Pulmonary tuberculosis (PTB) (ILO/IMO Guidelines Appendix E A 15-16)

Impairment and Risks

  • Reduced performance – debilitation and respiratory symptoms
  • Complications – secondary infection, haemoptysis, infection in other parts of body
  • Transmission to others on board


Rationale and justification

  • Historically PTB has been a major problem from transmission of infection among ships crew. More recently, due to better accommodation standards, a low proportion of seafarer cases have arisen from strains present in other shipmates. Most infection is acquired ashore.
  • Risk of transmission, mainly by droplet spread from coughing, in those with 'open TB'- where bacterium is present in sputum.
  • Incidence varies widely, with generally low levels in high income countries with good nutrition and well developed health services but higher levels elsewhere. There are annually updated maps showing incidence produced by WHO (these have changed web link several times, it may be necessary to find them using the search facility on the who web site). 

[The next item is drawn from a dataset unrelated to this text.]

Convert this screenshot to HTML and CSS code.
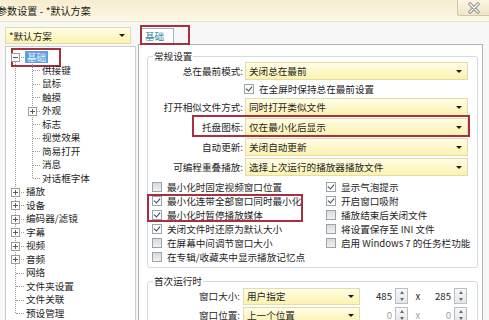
FILE: index.html
```html
<!DOCTYPE html>
<html lang="zh-CN">
<head>
<meta charset="utf-8">
<title>参数设置</title>
<link rel="stylesheet" href="styles.css">
</head>
<body>
<div class="win">
  <header class="titlebar">
    <span class="title">参数设置 - *默认方案</span>
    <span class="close">
      <svg width="14" height="12" viewBox="0 0 14 12"><path d="M3 2 L11 10 M11 2 L3 10" stroke="#8a8a8a" stroke-width="3.2" stroke-linecap="round"/><path d="M3 2 L11 10 M11 2 L3 10" stroke="#ffffff" stroke-width="1.4" stroke-linecap="round"/></svg>
    </span>
  </header>
  <div class="main">
    <aside class="left">
      <div class="combo profile"><span class="ctext">*默认方案</span><i class="arr"></i></div>
      <div class="tree">
        <ul class="root">
          <li>
            <div class="row l0"><span class="tw"><i class="box minus"></i></span><span class="lbl sel">基础</span><span class="mark treemark"></span></div>
            <ul class="kids">
              <li><div class="row l1"><span class="tw"></span><span class="lbl">供接键</span></div></li>
              <li><div class="row l1"><span class="tw"></span><span class="lbl">鼠标</span></div></li>
              <li><div class="row l1"><span class="tw"></span><span class="lbl">触摸</span></div></li>
              <li><div class="row l1"><span class="tw"><i class="box plus"></i></span><span class="lbl">外观</span></div></li>
              <li><div class="row l1"><span class="tw"></span><span class="lbl">标志</span></div></li>
              <li><div class="row l1"><span class="tw"></span><span class="lbl">视觉效果</span></div></li>
              <li><div class="row l1"><span class="tw"></span><span class="lbl">简易打开</span></div></li>
              <li><div class="row l1"><span class="tw"></span><span class="lbl">消息</span></div></li>
              <li><div class="row l1"><span class="tw"></span><span class="lbl">对话框字体</span></div></li>
            </ul>
          </li>
          <li><div class="row l0"><span class="tw"><i class="box plus"></i></span><span class="lbl">播放</span></div></li>
          <li><div class="row l0"><span class="tw"><i class="box plus"></i></span><span class="lbl">设备</span></div></li>
          <li><div class="row l0"><span class="tw"><i class="box plus"></i></span><span class="lbl">编码器/滤镜</span></div></li>
          <li><div class="row l0"><span class="tw"><i class="box plus"></i></span><span class="lbl">字幕</span></div></li>
          <li><div class="row l0"><span class="tw"><i class="box plus"></i></span><span class="lbl">视频</span></div></li>
          <li><div class="row l0"><span class="tw"><i class="box plus"></i></span><span class="lbl">音频</span></div></li>
          <li><div class="row l0"><span class="tw"></span><span class="lbl">网络</span></div></li>
          <li><div class="row l0"><span class="tw"></span><span class="lbl">文件夹设置</span></div></li>
          <li><div class="row l0"><span class="tw"></span><span class="lbl">文件关联</span></div></li>
          <li><div class="row l0"><span class="tw"></span><span class="lbl">预设管理</span></div></li>
        </ul>
      </div>
    </aside>
    <section class="right">
      <div class="tabs">
        <span class="tab">基础</span>
        <span class="mark tabmark"></span>
      </div>
      <div class="panel">
        <div class="group g1">
          <span class="gtitle">常规设置</span>
          <div class="form">
            <span class="flabel">总在最前模式:</span>
            <div class="combo"><span class="ctext">关闭总在最前</span><i class="arr"></i></div>
            <span></span>
            <div class="chk"><i class="cb on"></i>在全屏时保持总在最前设置</div>
            <span class="flabel">打开相似文件方式:</span>
            <div class="combo"><span class="ctext">同时打开类似文件</span><i class="arr"></i></div>
            <span class="flabel tray">托盘图标:<span class="mark traymark"></span></span>
            <div class="combo"><span class="ctext">仅在最小化后显示</span><i class="arr"></i></div>
            <span class="flabel">自动更新:</span>
            <div class="combo"><span class="ctext">关闭自动更新</span><i class="arr"></i></div>
            <span class="flabel">可编程重叠播放:</span>
            <div class="combo"><span class="ctext">选择上次运行的播放器播放文件</span><i class="arr"></i></div>
          </div>
          <div class="checks">
            <div class="col">
              <div class="chk"><i class="cb"></i>最小化时固定视频窗口位置</div>
              <div class="hlbox">
                <div class="chk"><i class="cb on"></i>最小化连带全部窗口同时最小化</div>
                <div class="chk"><i class="cb on"></i>最小化时暂停播放媒体</div>
              </div>
              <div class="chk"><i class="cb on"></i>关闭文件时还原为默认大小</div>
              <div class="chk"><i class="cb"></i>在屏幕中间调节窗口大小</div>
              <div class="chk"><i class="cb"></i>在专辑/收藏夹中显示播放记忆点</div>
            </div>
            <div class="col">
              <div class="chk"><i class="cb on"></i>显示气泡提示</div>
              <div class="chk"><i class="cb on"></i>开启窗口吸附</div>
              <div class="chk"><i class="cb"></i>播放结束后关闭文件</div>
              <div class="chk"><i class="cb"></i>将设置保存至 INI 文件</div>
              <div class="chk"><i class="cb"></i>启用 Windows 7 的任务栏功能</div>
            </div>
          </div>
        </div>
        <div class="group g2">
          <span class="gtitle">首次运行时</span>
          <div class="frow">
            <span class="flabel w2">窗口大小:</span>
            <div class="combo small"><span class="ctext">用户指定</span><i class="arr"></i></div>
            <span class="num">485</span><span class="spin"><i class="up"></i><i class="dn"></i></span>
            <span class="times">x</span>
            <span class="num n2">285</span><span class="spin"><i class="up"></i><i class="dn"></i></span>
          </div>
          <div class="frow">
            <span class="flabel w2">窗口位置:</span>
            <div class="combo small"><span class="ctext">上一个位置</span><i class="arr"></i></div>
            <span class="num dis">0</span><span class="spin"><i class="up"></i><i class="dn"></i></span>
            <span class="times dis">x</span>
            <span class="num n2 dis">0</span><span class="spin"><i class="up"></i><i class="dn"></i></span>
          </div>
        </div>
      </div>
    </section>
  </div>
</div>
</body>
</html>
```

FILE: styles.css
```css
* { box-sizing: border-box; }
html, body { margin: 0; padding: 0; }
body {
  width: 489px;
  height: 320px;
  overflow: hidden;
  background: #f7f7f7;
  font-family: "Noto Sans CJK SC", "Noto Sans", sans-serif;
  font-size: 9.6px;
  color: #1e1e1e;
}
ul { list-style: none; margin: 0; padding: 0; }

.win { width: 489px; height: 320px; display: flex; flex-direction: column; }

/* title bar */
.titlebar {
  height: 22px;
  flex: none;
  display: flex;
  align-items: flex-start;
  background: linear-gradient(#f6edd0, #faf3dc 70%, #fdf8e8);
  border-bottom: 1px solid #ece4c8;
}
.title {
  margin-left: -3px;
  line-height: 22px;
  font-size: 10px;
  color: #202020;
  letter-spacing: 0.1px;
}
.close {
  margin-left: auto;
  width: 32px;
  height: 16px;
  border: 1px solid #cfc7a8;
  border-top: none;
  border-right: none;
  border-bottom-left-radius: 3px;
  background: linear-gradient(#fbf6e4, #efe6c6);
  display: flex;
  align-items: center;
  justify-content: center;
}

.main {
  flex: 1;
  display: flex;
  gap: 2px;
  padding: 5px 6px 0 5px;
  min-height: 0;
}

/* left column */
.left { width: 131px; flex: none; display: flex; flex-direction: column; gap: 2px; }

.combo {
  height: 18px;
  display: flex;
  align-items: center;
  padding-left: 3px;
  border: 1px solid #e3dca8;
  background: linear-gradient(#fffde9, #fdf7c6 55%, #fbf2b2);
  white-space: nowrap;
}
.ctext { flex: 1; }
.arr {
  width: 0; height: 0;
  border-left: 3px solid transparent;
  border-right: 3px solid transparent;
  border-top: 3px solid #1a1a1a;
  margin-right: 5px;
}
.profile { width: 126px; height: 17px; }

.tree {
  flex: 1;
  background: #fff;
  border: 1px solid #c9cdd2;
  border-bottom: none;
  padding-top: 3px;
  position: relative;
}
.root { position: relative; }
.root::before {
  content: "";
  position: absolute;
  left: 9px;
  top: 7px;
  bottom: 7px;
  border-left: 1px dotted #9a9a9a;
}
.kids { position: relative; }
.kids::before {
  content: "";
  position: absolute;
  left: 26px;
  top: 0;
  bottom: 7px;
  border-left: 1px dotted #9a9a9a;
}
.row {
  height: 13.5px;
  display: flex;
  align-items: center;
  position: relative;
  white-space: nowrap;
}
.tw { position: relative; height: 100%; flex: none; }
.l0 .tw { width: 19px; }
.l1 .tw { width: 35px; }
.tw::after {
  content: "";
  position: absolute;
  top: 50%;
  border-top: 1px dotted #9a9a9a;
}
.l0 .tw::after { left: 10px; width: 8px; }
.l1 .tw::after { left: 27px; width: 7px; }
.box {
  position: absolute;
  top: 50%;
  margin-top: -4px;
  width: 9px;
  height: 9px;
  border: 1px solid #9c9c9c;
  background: #fff;
  z-index: 1;
}
.l0 .box { left: 5px; }
.l1 .box { left: 22px; }
.box::before {
  content: "";
  position: absolute;
  left: 1px; right: 1px; top: 3px;
  height: 1px;
  background: #5a5a5a;
}
.plus::after {
  content: "";
  position: absolute;
  top: 1px; bottom: 1px; left: 3px;
  width: 1px;
  background: #5a5a5a;
}
.lbl { line-height: 13px; padding: 0 1px; }
.sel {
  background: #5e9fe0;
  color: #e4f0ff;
  padding: 0 2px;
  line-height: 12px;
}

.mark {
  position: absolute;
  border: 2px solid #a6303c;
  pointer-events: none;
}
.treemark { left: 5px; top: -2px; width: 50px; height: 19px; }

/* right column */
.right { flex: 1; display: flex; flex-direction: column; min-width: 0; }
.tabs { height: 17px; flex: none; display: flex; align-items: flex-end; position: relative; }
.tab {
  margin-left: 3px;
  height: 17px;
  padding: 0 4px 0 3px;
  background: #fff;
  border: 1px solid #a9b3bd;
  border-bottom: none;
  color: #2f8799;
  line-height: 15px;
  position: relative;
  top: 1px;
  width: 33px;
}
.tabmark { left: 2px; top: -2px; width: 50px; height: 20px; }

.panel {
  flex: 1;
  background: #fff;
  border: 1px solid #aab4be;
  border-bottom: none;
  padding: 11px 4px 0 8px;
}
.group {
  position: relative;
  border: 1px solid #d3dbe2;
  border-radius: 3px;
}
.gtitle {
  position: absolute;
  left: 5px;
  top: -8px;
  background: #fff;
  padding: 0 1px;
  line-height: 14px;
}
.g1 { padding: 5px 0 3px 0; }

.form {
  display: grid;
  grid-template-columns: 95px 223px;
  column-gap: 2px;
  row-gap: 2px;
}
.flabel { text-align: right; line-height: 18px; white-space: nowrap; }
.tray { position: relative; }
.traymark { left: 44px; top: -3px; width: 278px; height: 22px; }

.chk {
  height: 14px;
  display: flex;
  align-items: center;
  white-space: nowrap;
}
.form .chk { margin: 0 -1px 0 -1px; }
.cb {
  width: 10px;
  height: 10px;
  flex: none;
  margin-right: 5px;
  border: 1px solid #9ea3a8;
  background: linear-gradient(#d9dcdf, #eef0f2);
  position: relative;
}
.cb.on { background: #fbfbfb; }
.cb.on::after {
  content: "";
  position: absolute;
  left: 2px;
  top: 0px;
  width: 3px;
  height: 5px;
  border-right: 1.5px solid #3a4a66;
  border-bottom: 1.5px solid #3a4a66;
  transform: rotate(40deg);
}

.checks {
  display: flex;
  margin-top: 4px;
  padding-left: 4px;
}
.col { width: 174px; flex: none; }
.hlbox {
  margin-left: -5px;
  padding-left: 5px;
  width: 156px;
  outline: 2px solid #a6303c;
  outline-offset: -2px;
}

.g2 { margin-top: 13px; padding-top: 5px; height: 60px; }
.frow { display: flex; align-items: center; height: 18px; margin-bottom: 0; }
.frow + .frow { margin-top: 1px; }
.w2 { width: 92px; flex: none; }
.combo.small { width: 117px; margin-left: 3px; height: 17px; }
.num { width: 34px; text-align: right; padding-right: 2px; }
.n2 { width: 25px; }
.times { width: 20px; text-align: center; }
.dis { color: #a0a0a0; }
.spin {
  width: 13px;
  height: 16px;
  margin-left: 1px;
  border: 1px solid #b9bec4;
  background: linear-gradient(#f6f7f8, #e3e6e9);
  display: flex;
  flex-direction: column;
  align-items: center;
  justify-content: space-around;
}
.spin + .times { margin-left: 0; }
.spin i { width: 0; height: 0; border-left: 2.5px solid transparent; border-right: 2.5px solid transparent; }
.spin .up { border-bottom: 3px solid #6b6b6b; }
.spin .dn { border-top: 3px solid #6b6b6b; }
```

  • Detectable using chest X-ray for established disease, skin (Mantoux) testing and by more recent immunological assay methods using blood.
  • Progression untreated leads to loss of functioning lung tissue, with associated poor health from presence of chronic infection.
  • Treatment is a prolonged course (several months to a year) of combined antibacterial therapy. Combinations used will depend on resistance of organism. Some medications have side effects that need supervision and compliance with the long courses that are essential to cure and to avoid resistance developing is a challenge for the individual that may mean strict supervision is required.
  • Resistance is becoming more widespread.
  • Can develop as a secondary infection when immunity is compromised e.g. by HIV infection or by immuno-supressive therapies


Clinical assessment and decision taking

The ILO/IMO Guidelines do not address when specific screening for PTB is indicated. At present some states have universal screening policies, others screen selectively and some have no specific provisions. The following is a practicable approach to apply in the absence of any other guidance or requirements.

Prior to screening obtain background information on:

a) national policies on case identification (including screening), contact tracing and treatment protocols in the country where the examination is performed.
b) relevant national incidence data if someone from other country is to be seen.